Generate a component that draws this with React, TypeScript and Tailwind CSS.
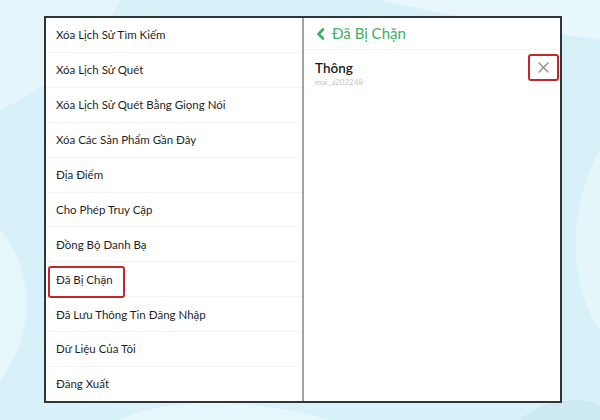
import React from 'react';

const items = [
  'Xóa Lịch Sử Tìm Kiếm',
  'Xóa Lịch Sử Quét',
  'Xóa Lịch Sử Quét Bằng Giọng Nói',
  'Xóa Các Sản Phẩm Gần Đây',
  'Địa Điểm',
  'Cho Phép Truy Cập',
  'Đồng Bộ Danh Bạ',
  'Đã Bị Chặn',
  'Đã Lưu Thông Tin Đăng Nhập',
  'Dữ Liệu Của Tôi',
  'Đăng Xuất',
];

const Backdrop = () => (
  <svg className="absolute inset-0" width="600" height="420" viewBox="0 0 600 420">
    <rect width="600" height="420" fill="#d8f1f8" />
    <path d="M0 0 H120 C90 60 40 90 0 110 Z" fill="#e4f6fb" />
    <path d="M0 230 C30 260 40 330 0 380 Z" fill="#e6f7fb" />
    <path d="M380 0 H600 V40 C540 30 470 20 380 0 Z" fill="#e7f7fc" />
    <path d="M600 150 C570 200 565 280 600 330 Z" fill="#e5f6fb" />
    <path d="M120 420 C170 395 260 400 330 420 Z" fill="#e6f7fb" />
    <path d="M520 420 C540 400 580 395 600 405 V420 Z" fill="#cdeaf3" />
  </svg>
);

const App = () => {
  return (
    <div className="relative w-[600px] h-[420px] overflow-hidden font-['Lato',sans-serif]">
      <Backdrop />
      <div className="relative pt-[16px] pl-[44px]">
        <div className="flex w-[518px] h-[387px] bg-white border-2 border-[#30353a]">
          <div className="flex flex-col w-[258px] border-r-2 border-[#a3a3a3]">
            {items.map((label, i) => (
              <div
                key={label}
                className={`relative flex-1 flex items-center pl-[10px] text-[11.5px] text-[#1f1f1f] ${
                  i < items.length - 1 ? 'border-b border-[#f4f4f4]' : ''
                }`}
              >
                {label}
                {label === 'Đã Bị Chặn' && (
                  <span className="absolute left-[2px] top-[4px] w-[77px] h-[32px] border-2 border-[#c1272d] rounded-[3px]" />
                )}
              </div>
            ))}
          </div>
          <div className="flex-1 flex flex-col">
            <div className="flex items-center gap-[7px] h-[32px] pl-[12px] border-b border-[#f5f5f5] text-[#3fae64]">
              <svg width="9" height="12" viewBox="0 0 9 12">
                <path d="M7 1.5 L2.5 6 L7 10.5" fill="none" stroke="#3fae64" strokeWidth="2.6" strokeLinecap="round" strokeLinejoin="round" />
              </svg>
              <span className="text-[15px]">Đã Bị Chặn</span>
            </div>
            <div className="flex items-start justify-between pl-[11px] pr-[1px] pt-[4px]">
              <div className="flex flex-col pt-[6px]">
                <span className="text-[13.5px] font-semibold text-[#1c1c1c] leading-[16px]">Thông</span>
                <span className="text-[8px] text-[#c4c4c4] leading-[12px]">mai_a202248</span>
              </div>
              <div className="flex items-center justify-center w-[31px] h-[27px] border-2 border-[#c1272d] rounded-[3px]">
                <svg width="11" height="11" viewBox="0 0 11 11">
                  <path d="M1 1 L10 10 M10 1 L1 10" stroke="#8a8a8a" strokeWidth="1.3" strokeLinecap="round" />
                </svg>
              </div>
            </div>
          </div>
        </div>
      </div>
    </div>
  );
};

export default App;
══════
Review the material and copy each line in which the word "React" appears.

Generate a component that draws this with React, TypeScript and Tailwind CSS.
import React from 'react';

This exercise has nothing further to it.